[Raw records]
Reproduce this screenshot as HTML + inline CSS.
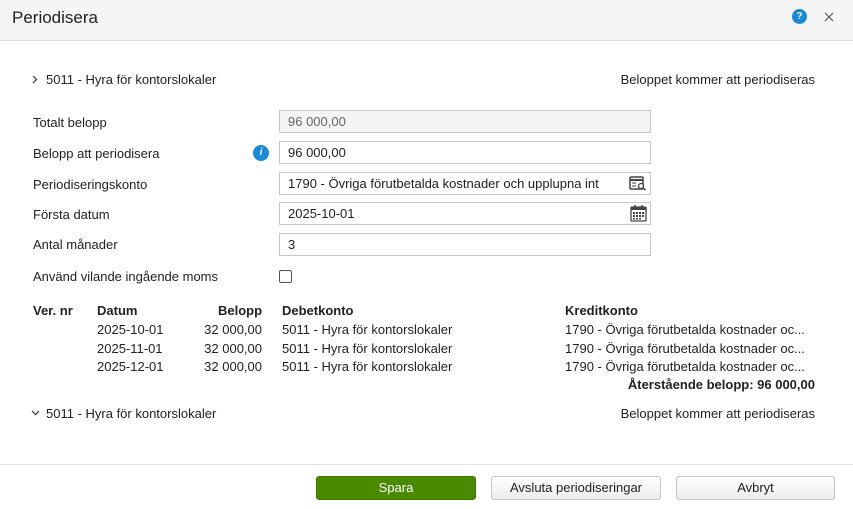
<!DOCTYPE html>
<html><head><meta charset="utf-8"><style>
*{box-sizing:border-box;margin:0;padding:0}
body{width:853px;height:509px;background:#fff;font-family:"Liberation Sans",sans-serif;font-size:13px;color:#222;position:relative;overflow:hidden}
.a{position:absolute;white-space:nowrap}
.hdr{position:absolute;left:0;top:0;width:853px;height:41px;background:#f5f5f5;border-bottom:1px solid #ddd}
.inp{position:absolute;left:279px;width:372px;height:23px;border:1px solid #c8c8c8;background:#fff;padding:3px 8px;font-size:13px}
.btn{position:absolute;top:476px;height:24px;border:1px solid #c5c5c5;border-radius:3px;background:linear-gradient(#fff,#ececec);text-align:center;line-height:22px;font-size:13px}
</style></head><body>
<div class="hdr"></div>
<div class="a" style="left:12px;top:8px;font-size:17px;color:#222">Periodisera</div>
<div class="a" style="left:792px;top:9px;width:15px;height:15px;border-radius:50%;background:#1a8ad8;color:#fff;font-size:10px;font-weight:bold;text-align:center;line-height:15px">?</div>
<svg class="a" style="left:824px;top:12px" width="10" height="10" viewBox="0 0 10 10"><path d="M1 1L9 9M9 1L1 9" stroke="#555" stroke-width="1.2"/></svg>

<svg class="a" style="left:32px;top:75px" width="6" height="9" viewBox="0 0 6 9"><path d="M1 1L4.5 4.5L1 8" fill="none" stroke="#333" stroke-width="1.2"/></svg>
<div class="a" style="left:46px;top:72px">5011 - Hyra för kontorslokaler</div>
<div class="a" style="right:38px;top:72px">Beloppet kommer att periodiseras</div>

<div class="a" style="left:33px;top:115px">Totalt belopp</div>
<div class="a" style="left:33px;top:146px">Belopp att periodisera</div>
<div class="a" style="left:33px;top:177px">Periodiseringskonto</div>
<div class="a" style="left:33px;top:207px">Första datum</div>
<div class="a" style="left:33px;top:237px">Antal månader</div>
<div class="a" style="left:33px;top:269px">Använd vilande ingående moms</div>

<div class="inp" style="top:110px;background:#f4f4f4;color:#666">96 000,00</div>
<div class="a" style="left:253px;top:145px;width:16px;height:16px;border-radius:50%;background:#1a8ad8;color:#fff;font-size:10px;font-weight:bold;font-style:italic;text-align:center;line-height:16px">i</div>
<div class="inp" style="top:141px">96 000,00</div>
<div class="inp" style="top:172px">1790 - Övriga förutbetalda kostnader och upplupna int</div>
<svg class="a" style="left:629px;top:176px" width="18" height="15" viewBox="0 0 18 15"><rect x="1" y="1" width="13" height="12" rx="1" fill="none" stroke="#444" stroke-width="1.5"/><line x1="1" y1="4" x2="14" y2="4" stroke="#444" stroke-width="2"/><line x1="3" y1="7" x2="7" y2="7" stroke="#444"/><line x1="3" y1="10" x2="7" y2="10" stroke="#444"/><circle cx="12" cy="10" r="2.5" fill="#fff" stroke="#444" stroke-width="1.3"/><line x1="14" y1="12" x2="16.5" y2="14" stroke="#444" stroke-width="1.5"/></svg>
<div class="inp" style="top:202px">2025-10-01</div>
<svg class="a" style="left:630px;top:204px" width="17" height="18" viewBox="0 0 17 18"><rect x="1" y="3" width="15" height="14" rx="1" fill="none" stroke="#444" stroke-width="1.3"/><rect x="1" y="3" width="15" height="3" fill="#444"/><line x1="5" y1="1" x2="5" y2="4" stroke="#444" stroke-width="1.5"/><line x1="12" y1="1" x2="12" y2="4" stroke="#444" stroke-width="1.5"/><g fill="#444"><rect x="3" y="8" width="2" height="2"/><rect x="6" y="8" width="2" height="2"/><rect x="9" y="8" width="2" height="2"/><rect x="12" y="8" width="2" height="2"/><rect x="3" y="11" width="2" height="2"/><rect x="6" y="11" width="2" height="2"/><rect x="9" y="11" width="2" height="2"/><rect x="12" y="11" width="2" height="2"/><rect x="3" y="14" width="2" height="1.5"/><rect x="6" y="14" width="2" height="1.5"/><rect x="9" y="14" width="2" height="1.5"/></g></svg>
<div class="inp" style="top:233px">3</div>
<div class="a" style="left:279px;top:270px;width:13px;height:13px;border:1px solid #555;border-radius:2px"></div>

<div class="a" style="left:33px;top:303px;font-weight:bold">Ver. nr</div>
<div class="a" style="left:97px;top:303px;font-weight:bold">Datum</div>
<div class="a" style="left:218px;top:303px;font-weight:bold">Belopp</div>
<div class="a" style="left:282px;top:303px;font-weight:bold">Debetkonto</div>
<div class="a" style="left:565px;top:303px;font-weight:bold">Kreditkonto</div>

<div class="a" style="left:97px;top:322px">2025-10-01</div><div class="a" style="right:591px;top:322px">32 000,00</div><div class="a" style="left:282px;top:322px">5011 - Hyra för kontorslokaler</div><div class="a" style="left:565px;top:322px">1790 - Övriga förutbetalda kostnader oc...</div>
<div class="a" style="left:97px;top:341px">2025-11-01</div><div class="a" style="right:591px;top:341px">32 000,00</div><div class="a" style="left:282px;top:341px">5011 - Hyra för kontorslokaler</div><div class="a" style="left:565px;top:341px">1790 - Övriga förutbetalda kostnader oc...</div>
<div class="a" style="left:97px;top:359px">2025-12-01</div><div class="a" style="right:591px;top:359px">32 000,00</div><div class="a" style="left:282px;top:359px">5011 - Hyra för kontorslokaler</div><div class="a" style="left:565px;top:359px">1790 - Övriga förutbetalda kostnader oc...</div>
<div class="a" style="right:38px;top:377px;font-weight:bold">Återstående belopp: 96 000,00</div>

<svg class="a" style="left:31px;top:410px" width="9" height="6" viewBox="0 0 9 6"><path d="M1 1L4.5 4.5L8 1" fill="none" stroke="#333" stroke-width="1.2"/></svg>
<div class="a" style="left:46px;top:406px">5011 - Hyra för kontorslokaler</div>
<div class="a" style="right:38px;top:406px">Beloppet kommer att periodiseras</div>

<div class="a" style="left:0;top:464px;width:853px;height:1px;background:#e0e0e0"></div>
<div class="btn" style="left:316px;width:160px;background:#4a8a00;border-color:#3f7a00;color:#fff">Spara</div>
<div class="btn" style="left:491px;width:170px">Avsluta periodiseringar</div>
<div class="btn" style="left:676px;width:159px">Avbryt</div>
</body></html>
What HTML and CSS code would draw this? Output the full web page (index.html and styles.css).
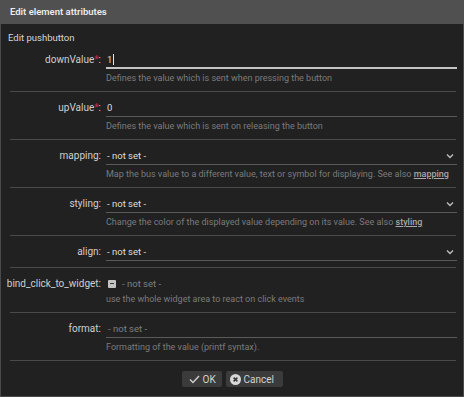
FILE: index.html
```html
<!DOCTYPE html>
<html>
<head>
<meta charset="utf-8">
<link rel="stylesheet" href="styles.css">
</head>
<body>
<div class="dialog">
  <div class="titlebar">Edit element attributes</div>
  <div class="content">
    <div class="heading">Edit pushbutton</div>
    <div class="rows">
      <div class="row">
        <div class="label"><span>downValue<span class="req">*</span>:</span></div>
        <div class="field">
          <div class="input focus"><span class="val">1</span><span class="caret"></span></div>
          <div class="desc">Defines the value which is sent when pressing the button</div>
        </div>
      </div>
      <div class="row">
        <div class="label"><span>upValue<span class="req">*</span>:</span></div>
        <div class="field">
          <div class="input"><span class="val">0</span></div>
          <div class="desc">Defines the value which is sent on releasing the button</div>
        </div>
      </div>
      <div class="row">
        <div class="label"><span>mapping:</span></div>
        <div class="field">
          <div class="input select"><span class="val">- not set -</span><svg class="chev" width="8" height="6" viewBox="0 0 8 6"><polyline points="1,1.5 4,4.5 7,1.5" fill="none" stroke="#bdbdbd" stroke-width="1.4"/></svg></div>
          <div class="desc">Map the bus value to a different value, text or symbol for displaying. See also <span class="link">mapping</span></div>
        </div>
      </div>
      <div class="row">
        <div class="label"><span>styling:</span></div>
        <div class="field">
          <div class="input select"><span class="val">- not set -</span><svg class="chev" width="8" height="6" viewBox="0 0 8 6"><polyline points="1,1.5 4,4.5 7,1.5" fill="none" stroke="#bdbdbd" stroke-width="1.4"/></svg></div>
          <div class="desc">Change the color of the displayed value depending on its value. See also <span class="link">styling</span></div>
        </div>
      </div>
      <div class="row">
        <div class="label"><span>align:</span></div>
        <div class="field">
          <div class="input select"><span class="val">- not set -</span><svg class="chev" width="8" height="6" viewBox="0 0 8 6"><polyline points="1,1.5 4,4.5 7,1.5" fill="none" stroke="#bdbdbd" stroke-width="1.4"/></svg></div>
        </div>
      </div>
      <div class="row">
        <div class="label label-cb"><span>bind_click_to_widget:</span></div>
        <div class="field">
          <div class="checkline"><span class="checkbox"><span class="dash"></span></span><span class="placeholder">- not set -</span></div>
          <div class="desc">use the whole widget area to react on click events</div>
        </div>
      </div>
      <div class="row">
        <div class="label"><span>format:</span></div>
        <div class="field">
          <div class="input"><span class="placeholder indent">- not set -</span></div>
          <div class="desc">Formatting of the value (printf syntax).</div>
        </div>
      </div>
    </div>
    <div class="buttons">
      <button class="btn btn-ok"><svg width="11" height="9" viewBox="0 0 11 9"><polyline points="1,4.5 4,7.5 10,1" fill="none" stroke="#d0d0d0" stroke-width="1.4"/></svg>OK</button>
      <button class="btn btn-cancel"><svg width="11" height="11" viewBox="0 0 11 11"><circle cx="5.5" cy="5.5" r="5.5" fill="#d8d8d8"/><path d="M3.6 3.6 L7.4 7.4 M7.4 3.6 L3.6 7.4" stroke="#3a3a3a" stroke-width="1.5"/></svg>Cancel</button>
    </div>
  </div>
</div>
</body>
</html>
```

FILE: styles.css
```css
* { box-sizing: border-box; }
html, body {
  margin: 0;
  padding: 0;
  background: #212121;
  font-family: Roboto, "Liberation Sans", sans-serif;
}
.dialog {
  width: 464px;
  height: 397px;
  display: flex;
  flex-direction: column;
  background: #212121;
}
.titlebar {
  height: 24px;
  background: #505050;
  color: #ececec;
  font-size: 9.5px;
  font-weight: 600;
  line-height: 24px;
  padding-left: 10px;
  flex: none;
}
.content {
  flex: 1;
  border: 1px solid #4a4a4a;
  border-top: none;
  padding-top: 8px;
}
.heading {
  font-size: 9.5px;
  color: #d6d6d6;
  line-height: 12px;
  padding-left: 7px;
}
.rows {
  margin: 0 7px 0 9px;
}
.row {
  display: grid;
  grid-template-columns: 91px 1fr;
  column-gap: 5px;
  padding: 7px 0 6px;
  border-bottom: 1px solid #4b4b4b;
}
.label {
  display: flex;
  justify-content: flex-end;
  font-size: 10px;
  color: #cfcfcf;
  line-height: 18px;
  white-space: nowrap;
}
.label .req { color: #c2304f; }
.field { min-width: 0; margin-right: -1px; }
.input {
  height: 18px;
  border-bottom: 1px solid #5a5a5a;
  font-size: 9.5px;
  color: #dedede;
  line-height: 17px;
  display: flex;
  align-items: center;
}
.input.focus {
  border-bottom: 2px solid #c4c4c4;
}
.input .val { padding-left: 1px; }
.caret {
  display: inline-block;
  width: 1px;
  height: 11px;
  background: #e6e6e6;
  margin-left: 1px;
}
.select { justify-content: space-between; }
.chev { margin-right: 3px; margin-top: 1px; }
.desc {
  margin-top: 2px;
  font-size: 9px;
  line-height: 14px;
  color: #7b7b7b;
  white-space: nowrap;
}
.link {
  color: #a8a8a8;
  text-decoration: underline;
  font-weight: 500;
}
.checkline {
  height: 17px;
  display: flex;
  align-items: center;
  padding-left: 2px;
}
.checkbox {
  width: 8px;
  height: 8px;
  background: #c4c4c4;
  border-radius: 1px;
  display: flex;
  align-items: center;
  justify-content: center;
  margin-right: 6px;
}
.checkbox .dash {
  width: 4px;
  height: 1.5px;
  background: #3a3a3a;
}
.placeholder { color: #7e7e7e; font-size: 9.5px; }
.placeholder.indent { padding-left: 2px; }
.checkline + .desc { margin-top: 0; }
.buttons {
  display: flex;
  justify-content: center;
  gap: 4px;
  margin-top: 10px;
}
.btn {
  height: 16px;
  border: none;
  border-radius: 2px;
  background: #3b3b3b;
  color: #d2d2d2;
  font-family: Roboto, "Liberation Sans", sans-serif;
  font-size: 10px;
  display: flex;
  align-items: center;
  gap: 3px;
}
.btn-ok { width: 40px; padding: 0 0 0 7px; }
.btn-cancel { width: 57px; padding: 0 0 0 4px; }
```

▸ WHAT THIS TASK INVOLVES:
Collect every line above that contains the word "styles".

▸ EXERCISE SOLUTION:
What HTML and CSS code would draw this? Output the full web page (index.html and styles.css).
<link rel="stylesheet" href="styles.css">
FILE: styles.css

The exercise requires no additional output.